Katniss and Peeta become mentors for District 12, beside Haymitch. Everything seems normal that year, there are no unusual news apart from the rumors of uprisings... Then Primrose Everdeen is selected to go to the Games _again_ and this time nobody volunteers to save her life.

One of Peeta's brothers gets selected as well, and this leads everyone to realize that there is a plot to punish Katniss and Peeta for their act of rebellion.

The Games turn out to be rigged in order to make Prim and all the others suffer for as long as possible, so all of the Mentors decide to unite, revolt and break into the Arena to help the Tributes... and then the revolution really starts!

What do you think?


----------



## Noma Galway (Nov 25, 2014)

Sheila, you're on to something. That sounds so much better and makes a heck of a lot more sense.


----------



## SeverinR (Dec 8, 2014)

The whole gladiator lottery was lost on me.
How could a society allow the smallest in their community to go to be killed.
Maybe if the best of the district could go then it would make sense. But a random victim? (this would also keep the districts weak. killing the weak in a district does nothing.)
Rue and Prim would have set the districts to riot, small(half starved) girls against older and bigger males, many properly fed, and battle trained.

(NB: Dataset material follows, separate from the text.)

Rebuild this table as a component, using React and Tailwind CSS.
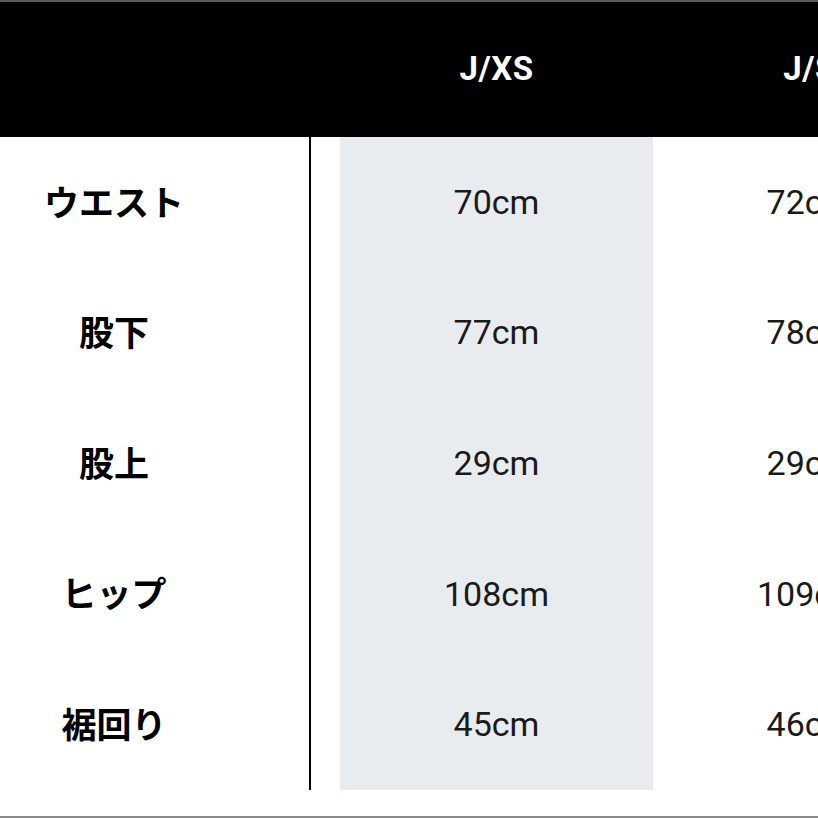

The story swept me in, even with the human nature failure.


----------



## Sheilawisz (Dec 9, 2014)

I agree with you on that, Severin.

The people in non-career Districts (which are most of them) should have a system in order to protect their youngest and weakest from being sent to the Games. Their oldest and most dangerous candidates should decide between themselves who is going to step forward as a volunteer, so their younger fellows would be safe.

I think Gale would have probably won the Games, considering his size, strength and talents... really, he should have volunteered to go instead of Peeta.


----------



## SeverinR (Dec 10, 2014)

I have listened to Hanging tree a couple times since I saw the movie.


----------